Having telescopes on Earth that allowed people to look at the relatively distant heavens was one of the most transforming (and controversial) developments in human history. Establishing that the Earth is not at the center of the solar system, let alone the whole universe, was an affront to the Church that nearly cost Galileo his life in the 1600s.

The ability to put Earth telescopes in space, such as the famed Hubble telescope, could also be described fairly as transformative, at least within the worlds of astronomy and astrophysics. Clearly, though, not all telescopes can be dispatched to space and operated remotely. There are advantages of space telescopes and there are advantages of Earth-based telescopes; which you use depends on your means, your goals and your general interests.

In addition to demonstrating conclusively that the Earth and the other planets revolve around the sun, and that the solar system in turn spins around the center of the Milky Way galaxy, ground-based telescopes have bolstered human knowledge about distant objects as the telescopes have become more powerful.

In addition to providing an ever-larger range and pool of space objects to catalog and classify, telescopes have both indirectly and directly helped scientists understand more about "invisible" concepts, such as gravity, the speed of light and the basic laws of physics that govern everything known to exist.

Scientists and amateur astronomers have had time to work out the pros and cons of ground-based telescopes for several centuries now. The man advantages of today's Earth-based telescopes are fairly obvious – bigger and better lenses and means of manufacturing them, for example – but the ways in which Earth-based telescopes are still superior to their "overhead" counterparts cannot be ignored, either.

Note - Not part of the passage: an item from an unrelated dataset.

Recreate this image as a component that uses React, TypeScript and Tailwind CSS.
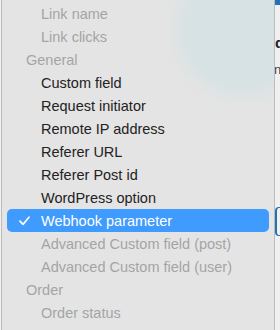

One plain example of an advantage of a telescope that is based on the Earth is the same advantage carried by all systems without remote components: If the telescope needs to be repaired or otherwise services, it can be done by human beings on the ground under normal conditions of gravity and oxygen.

Most other advantages of Earth telescopes also revolve around the notion of convenience (or avoiding extreme inconvenience). Scientists note that Earth telescopes are not at risk of being damaged by flying space debris, for obvious reasons.

The Large Binocular Telescope (LBT) at the University of Arizona in the southwestern U.S. is an example of a "terrestrial" telescope with advantages that have allowed it to be a part of major discoveries. Online since 2002 after being made in Italy, the telescope was the first on the ground to capture images of a distant planet in the process of being formed, just as Earth was formed some 4.5 to 5 billion years ago.

For optical telescopes such as the ones being discussed, the only real advantage of putting a telescope in space is that it can do its job much better there. This is not because such telescopes are materially closer to their objects of inquiry, but rather because the Earth's atmosphere can distort images so badly. This is why such telescopes are often built at very high altitudes if possible, such as the Mauna Loa Observatory in Hawaii.

• Telescopes that capture infra-red rays, x-rays and gamma rays, which cannot be seen but are very important in physics, have to be in space because the atmosphere occludes them completely. 

The Hubble Telescope was a worldwide phenomenon even before it was launched into space, so anticipated was its ability to capture dazzling imagery from miles above Earth, where its optical apparatus would be unencumbered by the distorting effects of the Earth's atmosphere.